Pour autant, malgré ces déconstructions et les liens profonds tissés entre ces différentes communautés, l'intimité au sein des relations amoureuses sous-tend encore aujourd'hui la coexistence d'inégalités et de rapports de domination structurellement déterminés (classe, race, identité de genre, orientation sexuelle, etc.) (Jamieson, 1999). La négligence de ces rapports de domination transcendant les individus se retrouve dans la construction des relations polyamoureuses, ce qui amènent à reconsidérer ces relations en termes de privilège et d'intersectionnalité. Les recherches liées à l'étude des communautés polyamoureuses sont également marquées par ces inégalités : l'invisibilisation de certains types de vécu ainsi que la non prise en compte de ces privilèges culturels rendent le polyamour inaccessible ou déconnecté pour les populations marginalisées (personnes de couleur, neuroatypique, transgenre, avec un faible niveau d'étude, par exemple).
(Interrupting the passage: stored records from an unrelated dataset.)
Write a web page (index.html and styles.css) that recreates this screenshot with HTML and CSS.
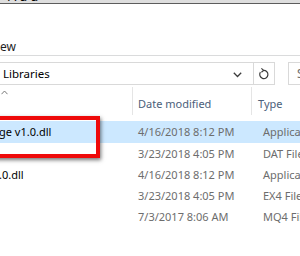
FILE: index.html
```html
<!DOCTYPE html>
<html lang="en">
<head>
    <meta charset="UTF-8">
    <title>Libraries</title>
    <link rel="stylesheet" href="styles.css">
</head>
<body>
    <div class="window">
        <div class="titlebar"><span class="title-text">Add</span></div>

        <div class="ribbon">
            <span class="tab">ew</span>
        </div>

        <div class="navbar">
            <div class="address">
                <span class="path">Libraries</span>
                <span class="chevron">
                    <svg width="9" height="6" viewBox="0 0 9 6"><path d="M0.8 0.8 L4.5 4.5 L8.2 0.8" fill="none" stroke="#3c3c3c" stroke-width="1.3"/></svg>
                </span>
                <span class="refresh">
                    <svg width="12" height="13" viewBox="0 0 12 13"><path d="M5.2 3.4 A4.1 4.1 0 1 1 2.4 5.2" fill="none" stroke="#3c3c3c" stroke-width="1.2"/><path d="M3.4 1.4 L5.6 3.4 L3.4 5.2" fill="none" stroke="#3c3c3c" stroke-width="1.2"/></svg>
                </span>
            </div>
            <div class="search"><span>Search Libraries</span></div>
        </div>

        <div class="header">
            <div class="col col-name">
                <svg class="sort" width="7" height="5" viewBox="0 0 7 5"><path d="M0.5 4.2 L3.5 1 L6.5 4.2" fill="none" stroke="#7a7a7a" stroke-width="1"/></svg>
            </div>
            <div class="col col-date">Date modified</div>
            <div class="col col-type">Type</div>
        </div>

        <div class="rows">
            <div class="row selected">
                <div class="cell col-name name">ge v1.0.dll</div>
                <div class="cell col-date">4/16/2018 8:12 PM</div>
                <div class="cell col-type">Application extension</div>
            </div>
            <div class="row">
                <div class="cell col-name name"></div>
                <div class="cell col-date">3/23/2018 4:05 PM</div>
                <div class="cell col-type">DAT File</div>
            </div>
            <div class="row">
                <div class="cell col-name name">.0.dll</div>
                <div class="cell col-date">4/16/2018 8:12 PM</div>
                <div class="cell col-type">Application extension</div>
            </div>
            <div class="row">
                <div class="cell col-name name"></div>
                <div class="cell col-date">3/23/2018 4:05 PM</div>
                <div class="cell col-type">EX4 File</div>
            </div>
            <div class="row">
                <div class="cell col-name name"></div>
                <div class="cell col-date">7/3/2017 8:06 AM</div>
                <div class="cell col-type">MQ4 File</div>
            </div>
        </div>

        <!-- red marker drawn over the selected file -->
        <div class="highlight"></div>
    </div>
</body>
</html>
```

FILE: styles.css
```css
body {
    margin: 0;
    padding: 0;
    background-color: #ffffff;
    font-family: "Noto Sans", "Open Sans", sans-serif;
    font-size: 11px;
    color: #000000;
}

.window {
    position: relative;
    width: 300px;
    height: 256px;
    overflow: hidden;
    background-color: #ffffff;
}

.titlebar {
    height: 3px;
    padding-left: 8px;
    overflow: hidden;
    background-color: #dedede;
    border-bottom: 1px solid #5c5c5c;
}

.title-text {
    display: block;
    font-size: 13px;
    line-height: 13px;
    margin-top: -10px;
    letter-spacing: 3px;
}

.ribbon {
    height: 52px;
    box-sizing: border-box;
    padding-top: 35px;
    border-bottom: 1px solid #dadbdc;
}

.tab {
    display: block;
    font-size: 12px;
    line-height: 16px;
    color: #1e1e1e;
}

.navbar {
    display: flex;
    align-items: stretch;
    padding-top: 6px;
    height: 23px;
}

.address {
    display: flex;
    align-items: center;
    width: 276px;
    margin-left: -1px;
    box-sizing: border-box;
    border: 1px solid #d9d9d9;
}

.path {
    flex: 1;
    padding-left: 3px;
    font-size: 11.5px;
    line-height: 16px;
    padding-top: 1px;
}

.chevron {
    display: flex;
    width: 13px;
    margin-right: 7px;
    padding-top: 2px;
}

.refresh {
    display: flex;
    align-items: center;
    justify-content: center;
    width: 20px;
    height: 100%;
    border-left: 1px solid #d9d9d9;
}

.search {
    flex: 1;
    margin-left: 13px;
    display: flex;
    align-items: center;
    padding-left: 8px;
    border: 1px solid #d9d9d9;
    border-right: none;
    white-space: nowrap;
    overflow: hidden;
    font-size: 12px;
    color: #6d6d6d;
}

.header {
    display: flex;
    height: 28px;
    margin-top: 2px;
    color: #4c607a;
}

.col {
    position: relative;
    box-sizing: border-box;
    line-height: 16px;
    padding-top: 9px;
    white-space: nowrap;
    overflow: hidden;
}

.header .col-name,
.header .col-date {
    border-right: 1px solid #e5e5e5;
}

.col-name {
    width: 133px;
    flex-shrink: 0;
}

.col-date {
    width: 119px;
    flex-shrink: 0;
    padding-left: 5px;
}

.col-type {
    flex: 1;
    padding-left: 6px;
}

.sort {
    position: absolute;
    left: 1px;
    top: 3px;
}

.rows {
    padding-top: 6px;
}

.row {
    display: flex;
    height: 21px;
    box-sizing: border-box;
}

.row.selected {
    background-color: #cce8ff;
    height: 22px;
}

.cell {
    padding-top: 3px;
    line-height: 16px;
    white-space: nowrap;
    overflow: hidden;
    color: #6d6d6d;
}

.cell.name {
    color: #000000;
    text-indent: -1px;
}

.highlight {
    position: absolute;
    left: -10px;
    top: 116px;
    width: 110px;
    height: 42px;
    box-sizing: border-box;
    border: 4px solid #ee0a0a;
    box-shadow: 1px 2px 4px rgba(0, 0, 0, 0.55);
}
```
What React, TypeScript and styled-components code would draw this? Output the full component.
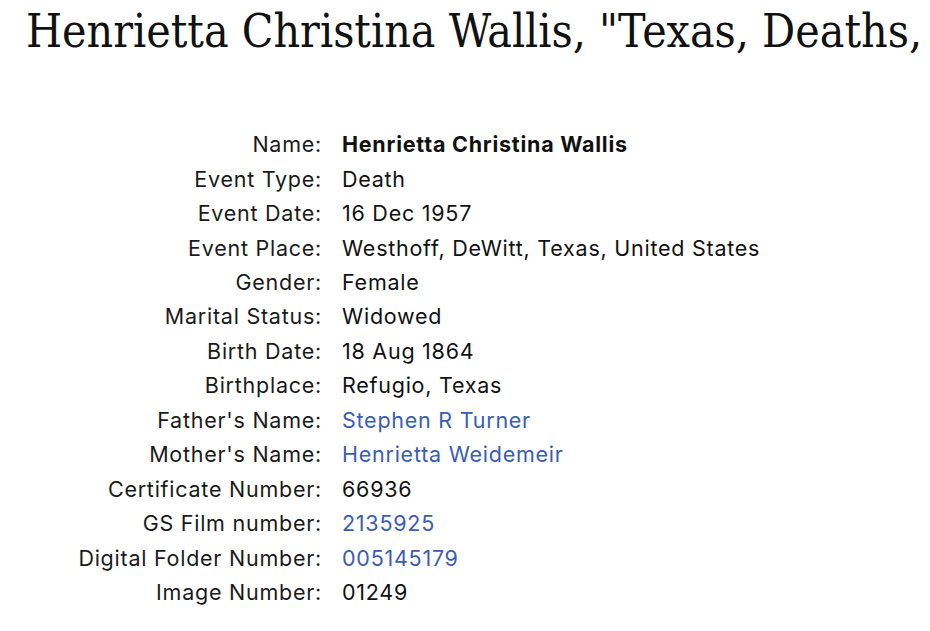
import React from 'react'
import styled, { createGlobalStyle } from 'styled-components'

type Fact = {
  label: string
  value: string
  link?: boolean
  strong?: boolean
}

const facts: Fact[] = [
  { label: 'Name', value: 'Henrietta Christina Wallis', strong: true },
  { label: 'Event Type', value: 'Death' },
  { label: 'Event Date', value: '16 Dec 1957' },
  { label: 'Event Place', value: 'Westhoff, DeWitt, Texas, United States' },
  { label: 'Gender', value: 'Female' },
  { label: 'Marital Status', value: 'Widowed' },
  { label: 'Birth Date', value: '18 Aug 1864' },
  { label: 'Birthplace', value: 'Refugio, Texas' },
  { label: "Father's Name", value: 'Stephen R Turner', link: true },
  { label: "Mother's Name", value: 'Henrietta Weidemeir', link: true },
  { label: 'Certificate Number', value: '66936' },
  { label: 'GS Film number', value: '2135925', link: true },
  { label: 'Digital Folder Number', value: '005145179', link: true },
  { label: 'Image Number', value: '01249' },
]

export default function App() {
  return (
    <Page>
      <GlobalStyle />
      <Title>Henrietta Christina Wallis, "Texas, Deaths,</Title>
      <FactTable>
        {facts.map((f) => (
          <React.Fragment key={f.label}>
            <Label>{f.label}:</Label>
            <Value $link={f.link} $strong={f.strong}>{f.value}</Value>
          </React.Fragment>
        ))}
      </FactTable>
    </Page>
  )
}

const GlobalStyle = createGlobalStyle`
  html, body {
    margin: 0;
    padding: 0;
    background: #ffffff;
  }
`

const Page = styled.div`
  width: 930px;
  height: 631px;
  overflow: hidden;
  background: #ffffff;
  font-family: Inter, "Open Sans", sans-serif;
`

const Title = styled.h1`
  margin: 0;
  padding: 0 0 0 26px;
  font-family: "DejaVu Serif", serif;
  font-stretch: condensed;
  font-weight: 400;
  font-size: 46px;
  line-height: 62px;
  color: #111111;
  white-space: nowrap;
`

const FactTable = styled.div`
  display: grid;
  grid-template-columns: 322px 1fr;
  column-gap: 20px;
  grid-auto-rows: 34.46px;
  margin-top: 65px;
  align-items: center;
`

const Label = styled.div`
  text-align: right;
  font-size: 21.5px;
  letter-spacing: 0.75px;
  color: #1a1a1a;
  white-space: nowrap;
`

const Value = styled.div<{ $link?: boolean; $strong?: boolean }>`
  font-size: 21.5px;
  letter-spacing: 0.75px;
  white-space: nowrap;
  color: ${(p) => (p.$link ? '#3a5db5' : '#111111')};
  font-weight: ${(p) => (p.$strong ? 700 : 400)};
`
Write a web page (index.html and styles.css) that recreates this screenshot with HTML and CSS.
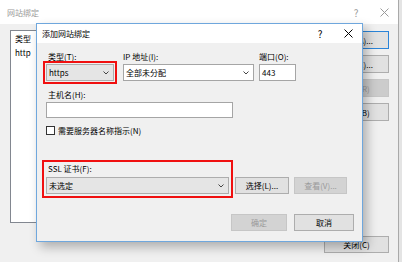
FILE: index.html
```html
<!DOCTYPE html>
<html lang="zh-CN">

<head>
    <meta charset="UTF-8">
    <meta name="viewport" content="width=device-width, initial-scale=1.0">
    <title>网站绑定</title>
    <link rel="stylesheet" href="styles.css">
</head>

<body>
    <!-- parent window: site bindings -->
    <div class="window back-window">
        <div class="title-bar inactive">
            <span class="title">网站绑定</span>
            <span class="title-btn">?</span>
            <span class="title-btn">
                <svg width="9" height="9" viewBox="0 0 9 9"><path d="M0.5 0.5L8.5 8.5M8.5 0.5L0.5 8.5" stroke="#9a9a9a" stroke-width="1" fill="none"/></svg>
            </span>
        </div>
        <div class="back-body">
            <div class="back-main">
                <div class="binding-list">
                    <div class="list-head">类型</div>
                    <div class="list-row">http</div>
                </div>
                <div class="side-buttons">
                    <button class="btn default" type="button">添加(A)...</button>
                    <button class="btn" type="button">编辑(E)...</button>
                    <button class="btn" type="button" disabled>删除(R)</button>
                    <button class="btn" type="button">浏览(B)</button>
                </div>
            </div>
            <div class="back-footer">
                <button class="btn close-btn" type="button">关闭(C)</button>
            </div>
        </div>
    </div>

    <!-- add binding dialog -->
    <div class="window dialog">
        <div class="title-bar">
            <span class="title">添加网站绑定</span>
            <span class="title-btn">?</span>
            <span class="title-btn">
                <svg width="9" height="9" viewBox="0 0 9 9"><path d="M0.5 0.5L8.5 8.5M8.5 0.5L0.5 8.5" stroke="#000" stroke-width="1" fill="none"/></svg>
            </span>
        </div>
        <div class="dlg-body">
            <div class="row-top">
                <div class="field type-field">
                    <label class="lbl">类型(T):</label>
                    <div class="combo marked">
                        <span class="combo-text">https</span>
                        <svg class="chev" width="6" height="4" viewBox="0 0 6 4"><polyline points="0.5,0.5 3,3 5.5,0.5" stroke="#444" fill="none"/></svg>
                    </div>
                </div>
                <div class="field ip-field">
                    <label class="lbl">IP 地址(I):</label>
                    <div class="combo editable">
                        <span class="combo-text">全部未分配</span>
                        <svg class="chev" width="6" height="4" viewBox="0 0 6 4"><polyline points="0.5,0.5 3,3 5.5,0.5" stroke="#444" fill="none"/></svg>
                    </div>
                </div>
                <div class="field port-field">
                    <label class="lbl">端口(O):</label>
                    <div class="textbox">443</div>
                </div>
            </div>

            <label class="lbl host-lbl">主机名(H):</label>
            <div class="textbox host-box"></div>

            <div class="check-row">
                <span class="checkbox"></span>
                <span>需要服务器名称指示(N)</span>
            </div>

            <div class="ssl-row">
                <div class="ssl-group marked">
                    <label class="lbl">SSL 证书(F):</label>
                    <div class="combo">
                        <span class="combo-text">未选定</span>
                        <svg class="chev" width="6" height="4" viewBox="0 0 6 4"><polyline points="0.5,0.5 3,3 5.5,0.5" stroke="#444" fill="none"/></svg>
                    </div>
                </div>
                <button class="btn select-btn" type="button">选择(L)...</button>
                <button class="btn view-btn" type="button" disabled>查看(V)...</button>
            </div>

            <div class="dlg-footer">
                <button class="btn ok-btn" type="button" disabled>确定</button>
                <button class="btn cancel-btn" type="button">取消</button>
            </div>
        </div>
    </div>
</body>

</html>
```

FILE: styles.css
```css
* {
    box-sizing: border-box;
}

body {
    margin: 0;
    width: 402px;
    height: 262px;
    overflow: hidden;
    position: relative;
    background-color: #e4e4e4;
    font-family: "Noto Sans CJK SC", sans-serif;
    font-size: 8px;
    color: #000;
}

.window {
    position: absolute;
    background-color: #f0f0f0;
}

/* title bars */
.title-bar {
    display: flex;
    align-items: center;
    background-color: #fff;
}

.title-bar .title {
    flex: 1;
}

.title-btn {
    width: 28px;
    display: flex;
    justify-content: center;
    align-items: center;
    font-size: 10px;
}

.title-bar.inactive {
    color: #9a9a9a;
}

/* parent window */
.back-window {
    left: -1px;
    top: -1px;
    width: 400px;
    height: 264px;
    border: 1px solid #a9a9a9;
}

.back-window .title-bar {
    height: 24px;
    padding-left: 7px;
}

.back-body {
    padding: 6px 9px 0 10px;
}

.back-main {
    display: flex;
    height: 193px;
}

.binding-list {
    flex: 1;
    background-color: #fff;
    border: 1px solid #828790;
}

.list-head {
    line-height: 15px;
    padding-left: 4px;
}

.list-row {
    line-height: 14px;
    padding-left: 4px;
}

.side-buttons {
    width: 65px;
    margin-left: 8px;
    padding-top: 1px;
    display: flex;
    flex-direction: column;
    gap: 6px;
}

.side-buttons .btn {
    height: 18px;
}

.back-footer {
    display: flex;
    justify-content: flex-end;
    margin-top: 13px;
}

.close-btn {
    width: 65px;
}

/* dialog */
.dialog {
    left: 36px;
    top: 23px;
    width: 327px;
    height: 219px;
    border: 1px solid #6fa7dd;
    box-shadow: 4px 5px 10px rgba(0, 0, 0, 0.28);
}

.dialog .title-bar {
    height: 19px;
    padding-left: 5px;
}

.dlg-body {
    padding: 9px 8px 0 9px;
}

.lbl {
    display: block;
    line-height: 10px;
    height: 10px;
    padding-left: 2px;
    margin-bottom: 2px;
}

.row-top {
    display: flex;
}

.type-field {
    width: 68px;
}

.ip-field {
    width: 131px;
    margin-left: 9px;
}

.ip-field .lbl,
.port-field .lbl {
    padding-left: 0;
}

.port-field {
    width: 37px;
    margin-left: 5px;
}

.combo {
    display: flex;
    align-items: center;
    height: 17px;
    border: 1px solid #adadad;
    background-color: #e5e5e5;
    padding: 0 4px 0 2px;
}

.combo-text {
    flex: 1;
}

.combo.editable {
    background-color: #fff;
    border-color: #a5a5a5;
}

.chev {
    display: block;
}

.textbox {
    height: 17px;
    line-height: 15px;
    padding-left: 2px;
    background-color: #fff;
    border: 1px solid #a5a5a5;
}

.marked {
    outline: 2px solid #f01010;
    outline-offset: 1px;
}

.host-lbl {
    margin-top: 9px;
}

.host-box {
    width: 187px;
    height: 16px;
}

.check-row {
    display: flex;
    align-items: center;
    gap: 3px;
    height: 10px;
    margin-top: 7px;
}

.checkbox {
    width: 9px;
    height: 9px;
    border: 1px solid #333;
    background-color: #fff;
}

.ssl-row {
    display: flex;
    align-items: flex-end;
    margin-top: 29px;
}

.ssl-group {
    width: 183px;
    outline-offset: 2px;
}

.ssl-group .lbl {
    margin-bottom: 3px;
}

.btn {
    font: inherit;
    height: 17px;
    padding: 0;
    color: #000;
    background-color: #e1e1e1;
    border: 1px solid #adadad;
    white-space: nowrap;
}

.btn.default {
    border-color: #2a84d8;
}

.btn:disabled {
    background-color: #d3d3d3;
    border-color: #c6c6c6;
    color: #9a9a9a;
}

.side-buttons .btn:disabled {
    background-color: #cccccc;
}

.select-btn {
    width: 54px;
    margin-left: 6px;
}

.view-btn {
    width: 53px;
    margin-left: 5px;
}

.dlg-footer {
    display: flex;
    justify-content: flex-end;
    margin-top: 20px;
}

.ok-btn {
    width: 56px;
}

.cancel-btn {
    width: 60px;
    margin-left: 7px;
}
```
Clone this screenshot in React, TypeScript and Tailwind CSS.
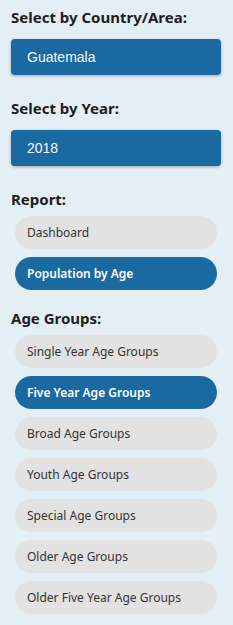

Ainsi, il ressort de notre analyse que l'orientation relationnelle polyamoureuses s'incarne dans des parcours de vie riches et complexes. Produit des volontés d'individualisation et d'autonomisation des individus, le polyamour s'incarne aujourd'hui comme le témoin et l'adjuvant d'une mouvance globale posant de nouveaux cadres et de nouvelles réflexions sur la conception idéologique des relations. Notre étude, basée sur l'expérience de 12 participants appartenant à l'univers polyamoureux, ne saurait être globalisée (ce n'était pas son but), mais permet de faire sens de l'expérience d'un certains type de vécu, et de contribuer à la vulgarisation de ce mode de vie marginal et encore méconnu. Il pourrait ainsi être intéressant d'aborder différents angles de recherches au sein de nouvelles études, en cherchant par exemple à positionner le discours polyamoureux en termes d'analyse intersectionnelle (race, genre, neurodivergence, classe sociale, etc.). En outre, la réalisation d'enquête quantitative plus large permettrait de saisir l'étendu du vécu polyamoureux aujourd'hui. La faible quantité d'études françaises s'intéressant au sujet du polyamour mérite d'être enrichie afin que se construise une analyse et une véritable connaissance du phénomène polyamoureux.